Citation:37 F.3d 535
Party Name:Stanley CHENAULT, Plaintiff-Appellant, v. UNITED STATES POSTAL SERVICE, Defendant-Appellee.
Case Date:October 06, 1994
Court:United States Courts of Appeals, Court of Appeals for the Ninth Circuit

Page 535

37 F.3d 535 (9th Cir. 1994)

Stanley CHENAULT, Plaintiff-Appellant,

v.

UNITED STATES POSTAL SERVICE, Defendant-Appellee.

No. 92-35128.

United States Court of Appeals, Ninth Circuit

October 6, 1994

Submitted Sept. 14, 1994[*]

Page 536

Glenn N. Solomon, Portland, OR, for plaintiff-appellant.

Michael S. Rabb, Deborah Ruth Kant and Marleigh D. Dover, U.S. Dept. of Justice, Washington, DC, Judith D. Kobbervig, Asst. U.S. Atty., Portland, OR, Alice L. Covington and Beth McGarry, U.S. Postal Service, San Bruno, CA, for defendant-appellee.

Appeal from the United States District Court for the District of Oregon.

Before: ALDISERT [**], TANG and THOMPSON, Circuit Judges.

ALDISERT, Circuit Judge.

This appeal by Stanley Chenault from the district court's denial of his motion to amend his complaint and dismissal of his action after a two-day bench trial by a magistrate judge requires us to determine whether certain sections of the Civil Rights Act of 1991 may be applied retroactively. Specifically, we must examine Section 102, which provides for compensatory and punitive damages as well as a jury trial in employment discrimination cases, Section 107, which creates a new framework for analyzing mixed-motive discrimination claims, and Section 114(1), which extends the period for filing discrimination claims against the federal government from 30 days to 90 days, in light of Landgraf v. USI Film Prods., --- U.S. ----, 114 S.Ct. 1483, 128 L.Ed.2d 229 (1994) and Rivers v. Roadway Express, Inc., --- U.S. ----, 114 S.Ct. 1510, 128 L.Ed.2d 274 (1994). We conclude that none of the sections in question may be applied retroactively and therefore affirm the judgment of the district court.
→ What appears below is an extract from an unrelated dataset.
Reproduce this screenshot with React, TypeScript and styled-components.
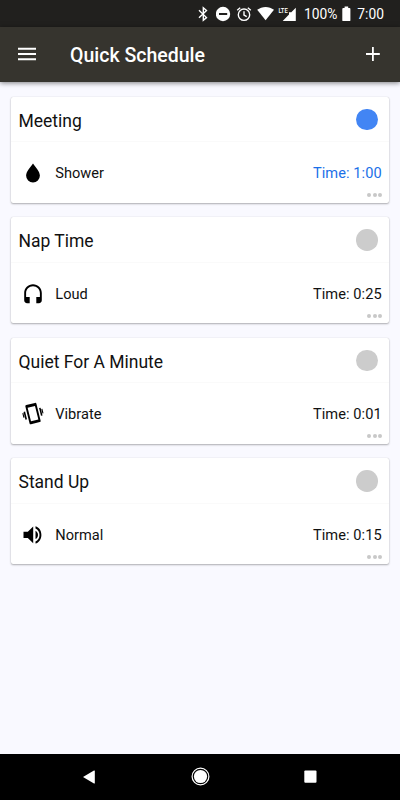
import React from "react";
import styled, { createGlobalStyle } from "styled-components";

const Reset = createGlobalStyle`
  * { box-sizing: border-box; }
  body { margin: 0; background: #f9f9ff; font-family: Roboto, sans-serif; }
`;

const Screen = styled.div`
  display: flex;
  flex-direction: column;
  width: 400px;
  height: 800px;
  overflow: hidden;
  background: #f9f9ff;
`;

const StatusBar = styled.div`
  display: flex;
  align-items: center;
  flex: none;
  height: 27px;
  padding: 1px 0 0 197px;
  background: #21201e;
  color: #fff;
`;

const StatusIcon = styled.svg<{ $gap: number }>`
  display: block;
  flex: none;
  margin-right: ${(p) => p.$gap}px;
`;

const StatusText = styled.span<{ $width: number }>`
  flex: none;
  width: ${(p) => p.$width}px;
  font-size: 13.8px;
  line-height: 16px;
  white-space: nowrap;
`;

const Toolbar = styled.header`
  display: flex;
  align-items: center;
  flex: none;
  height: 54.5px;
  padding: 0 20px 0 18px;
  background: #36342e;
  color: #fff;
  box-shadow: 0 1px 5px rgba(0, 0, 0, 0.5);
`;

const Title = styled.h1`
  flex: 1;
  margin: 3px 0 0 34px;
  font-size: 19.5px;
  line-height: 24px;
  font-weight: 500;
`;

const ToolIcon = styled.svg`
  display: block;
  flex: none;
`;

const List = styled.main`
  display: flex;
  flex-direction: column;
  gap: 14.9px;
  flex: 1;
  padding: 15.5px 10.7px 0;
`;

const Card = styled.section`
  height: 105.6px;
  flex: none;
  background: #fff;
  border-radius: 2px;
  box-shadow: 0 1px 2px rgba(0, 0, 0, 0.3), 0 0 1px rgba(0, 0, 0, 0.18);
`;

const CardHead = styled.div`
  display: flex;
  align-items: center;
  justify-content: space-between;
  height: 45.3px;
  padding: 1px 11.6px 0 7.8px;
  border-bottom: 1px solid #fafafa;
`;

const CardTitle = styled.h2`
  margin: 2px 0 0;
  font-size: 17.5px;
  line-height: 22px;
  font-weight: 400;
  color: #111;
`;

const Toggle = styled.span<{ $on?: boolean }>`
  width: 21.4px;
  height: 21.4px;
  border-radius: 50%;
  background: ${(p) => (p.$on ? "#4285f4" : "#cccccc")};
`;

const CardBody = styled.div`
  display: flex;
  align-items: center;
  height: 46px;
  margin-top: 8px;
  padding: 0 7.6px 0 10px;
  color: #111;
  font-size: 14.6px;
  line-height: 18px;
`;

const ModeIcon = styled.svg`
  display: block;
  width: 24px;
  height: 24px;
  margin-right: 10.6px;
`;

const Mode = styled.span`
  flex: 1;
`;

const Time = styled.span<{ $on?: boolean }>`
  letter-spacing: 0.07px;
  color: ${(p) => (p.$on ? "#1a6fe8" : "#111")};
`;

const More = styled.div`
  display: flex;
  justify-content: flex-end;
  gap: 1.8px;
  margin: -3px 7px 0 0;
`;

const Dot = styled.i`
  width: 4px;
  height: 4px;
  border-radius: 50%;
  background: #c8c8c8;
`;

const NavBar = styled.nav`
  display: flex;
  align-items: center;
  flex: none;
  height: 46.5px;
  padding-left: 83px;
  background: #000;
`;

const NavIcon = styled.svg<{ $gap?: number }>`
  display: block;
  flex: none;
  margin-right: ${(p) => p.$gap ?? 0}px;
`;

type Kind = "shower" | "loud" | "vibrate" | "normal";

const modeShapes: Record<Kind, React.ReactNode> = {
  shower: <path d="M12 2.4C9.3 6 5.1 10.7 5.1 14.5a6.9 6.9 0 0 0 13.8 0C18.9 10.7 14.7 6 12 2.4z" />,
  loud: (
    <path d="M12 2.3c-4.8 0-8.8 3.9-8.8 8.8v7.2c0 1.7 1.2 2.9 2.9 2.9h2.6v-6.3H5.1v-3.7c0-3.8 3-6.9 6.9-6.9s6.9 3.1 6.9 6.9v3.7h-3.6v6.3h2.6c1.7 0 2.9-1.2 2.9-2.9v-7.2c0-4.9-4-8.8-8.8-8.8z" />
  ),
  vibrate: (
    <g transform="translate(12 11.6) rotate(-14)">
      <path
        fillRule="evenodd"
        d="M-4.5-9.9h9q1.2 0 1.2 1.2V8.7q0 1.2-1.2 1.2h-9q-1.2 0-1.2-1.2V-8.7q0-1.2 1.2-1.2zM-3.8-7V7h7.6V-7z"
      />
      <path d="M-8.8-3.9h1.6v8h-1.6zM-10.3-2.9h1.1v4.6h-1.1zM7.2-3.9h1.6v8H7.2zM9.2-2.5h1.1v4.6h-1.1z" />
    </g>
  ),
  normal: (
    <path d="M2.5 8.7v6.3h4.3l5.400 5.3V3.4L6.8 8.700zm14.5 3.200c0-1.900-1-3.400-2.500-4.200v8.400c1.500-.8 2.500-2.300 2.500-4.200zM14.500 3.300v2.100c2.400.8 4 3.500 4 6.500s-1.600 5.700-4 6.500v2.100c3.500-.9 5.900-4.400 5.900-8.600s-2.400-7.700-5.900-8.600z" />
  ),
};

const schedules: { title: string; mode: string; kind: Kind; time: string; on?: boolean }[] = [
  { title: "Meeting", mode: "Shower", kind: "shower", time: "1:00", on: true },
  { title: "Nap Time", mode: "Loud", kind: "loud", time: "0:25" },
  { title: "Quiet For A Minute", mode: "Vibrate", kind: "vibrate", time: "0:01" },
  { title: "Stand Up", mode: "Normal", kind: "normal", time: "0:15" },
];

function Status() {
  return (
    <StatusBar>
      <StatusIcon $gap={7} width="12" height="16" viewBox="0 0 12 16" fill="none" stroke="#fff" strokeWidth="1.4">
        <path d="M2 4.3l7.5 7.3L6.3 14.3V1.7l3.2 2.8L2 11.7" />
      </StatusIcon>
      <StatusIcon $gap={5} width="15" height="16" viewBox="0 0 15 16">
        <circle cx="7" cy="8" r="7.2" fill="#fff" />
        <path d="M3 7h8.2v2H3z" fill="#21201e" />
      </StatusIcon>
      <StatusIcon $gap={5} width="16" height="16" viewBox="0 0 16 16" fill="none" stroke="#fff" strokeWidth="1.4">
        <circle cx="8" cy="8.7" r="5.7" />
        <path d="M8 5.3v3.8l2.7 1.6M1.2 4.2l3-2.5M14.8 4.2l-3-2.5" />
      </StatusIcon>
      <StatusIcon $gap={4} width="17" height="16" viewBox="0 0 17 16" fill="#fff">
        <path d="M.2 3.8C5-.1 12.2-.1 17 3.8L8.6 14.3z" />
      </StatusIcon>
      <StatusIcon $gap={8} width="18" height="16" viewBox="0 0 18 16" fill="#fff">
        <path d="M17.8 1.7V15H4.7L11 8.6V6.3h2.3z" />
        <text x=".4" y="6.6" fontSize="7.6" fontWeight="500" textLength="9.4" lengthAdjust="spacingAndGlyphs">
          LTE
        </text>
      </StatusIcon>
      <StatusText $width={37.6}>100%</StatusText>
      <StatusIcon $gap={6.7} width="9" height="16" viewBox="0 0 9 16" fill="#fff">
        <path d="M2.6.6h3.6v1.5h1.3q.9 0 .9.9v11.2q0 .9-.9.9H1.2q-.9 0-.9-.9V3q0-.9.9-.9h1.4z" />
      </StatusIcon>
      <StatusText $width={30}>7:00</StatusText>
    </StatusBar>
  );
}

export default function App() {
  return (
    <>
      <Reset />
      <Screen>
        <Status />
        <Toolbar>
          <ToolIcon width="18" height="14" viewBox="0 0 18 14" fill="#fff">
            <path d="M0 .8h18v2H0zM0 6h18v2H0zM0 11.2h18v2H0z" />
          </ToolIcon>
          <Title>Quick Schedule</Title>
          <ToolIcon width="16" height="16" viewBox="0 0 16 16" fill="#fff">
            <path d="M8 1h1.8v6.1h6v1.8h-6V15H8V8.9H2V7.1h6z" />
          </ToolIcon>
        </Toolbar>
        <List>
          {schedules.map((s) => (
            <Card key={s.title}>
              <CardHead>
                <CardTitle>{s.title}</CardTitle>
                <Toggle $on={s.on} />
              </CardHead>
              <CardBody>
                <ModeIcon viewBox="0 0 24 24">{modeShapes[s.kind]}</ModeIcon>
                <Mode>{s.mode}</Mode>
                <Time $on={s.on}>Time: {s.time}</Time>
              </CardBody>
              <More>
                <Dot />
                <Dot />
                <Dot />
              </More>
            </Card>
          ))}
        </List>
        <NavBar>
          <NavIcon $gap={95.5} width="12" height="14" viewBox="0 0 12 14" fill="#fff">
            <path d="M0 7L11 .6q.8-.4.8.4v12q0 .8-.8.4z" />
          </NavIcon>
          <NavIcon $gap={94.5} width="19" height="19" viewBox="0 0 19 19">
            <circle cx="9.5" cy="9.5" r="8.4" fill="none" stroke="#fff" strokeWidth="1.2" />
            <circle cx="9.5" cy="9.5" r="6.6" fill="#fff" />
          </NavIcon>
          <NavIcon width="13" height="13" viewBox="0 0 13 13">
            <rect x=".3" y=".5" width="12.2" height="12.2" rx="1" fill="#fff" />
          </NavIcon>
        </NavBar>
      </Screen>
    </>
  );
}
The district court had jurisdiction pursuant to 28 U.S.C. Secs. 1331 and 1343, and 29 U.S.C. Sec. 794a(a)(1). We have jurisdiction under 28 U.S.C. Sec. 1291. Appeal was timely filed under Rule 4(a) of the Federal Rules of Appellate Procedure.

I.

In August 1989, after exhausting his administrative remedies, Stanley Chenault brought suit against the United States Postal Service alleging that it constructively discharged him from his position as a distribution clerk and failed to provide him a reasonable accommodation for his handicap under the Rehabilitation Act of 1973, which forbids discrimination of government employees on the basis of a handicap. The district court dismissed Chenault's failure-to-accommodate claim as time-barred in February 1991 because he did not bring his action against the government within 30 days of the final administrative

Page 537

decision, as required by the statute in effect at the time. See 42 U.S.C. Sec. 2000e-16(c) (1980). It also concluded that Chenault was not entitled to equitable tolling of the 30-day limitations period. 1 On November 7, 1991, while Chenault's constructive discharge claim was still pending, the Civil Rights Act of 1991 was signed into law effective immediately, significantly restructuring existing federal prohibitions against employment discrimination. In December 1991, shortly before his case was to go to trial, Chenault moved to amend his complaint based on the passage of the Civil Rights Act of 1991. He argued that his failure-to-accommodate claim should be reinstated because he now had 90 days to file his complaint under Section 114(1) of the Act, that he was now entitled to compensatory damages in the amount of $300,000 and punitive damages in the amount of $50,000 under Section 102, and that the court was compelled to evaluate his claim of employment discrimination under the standard of review set forth in Section 107.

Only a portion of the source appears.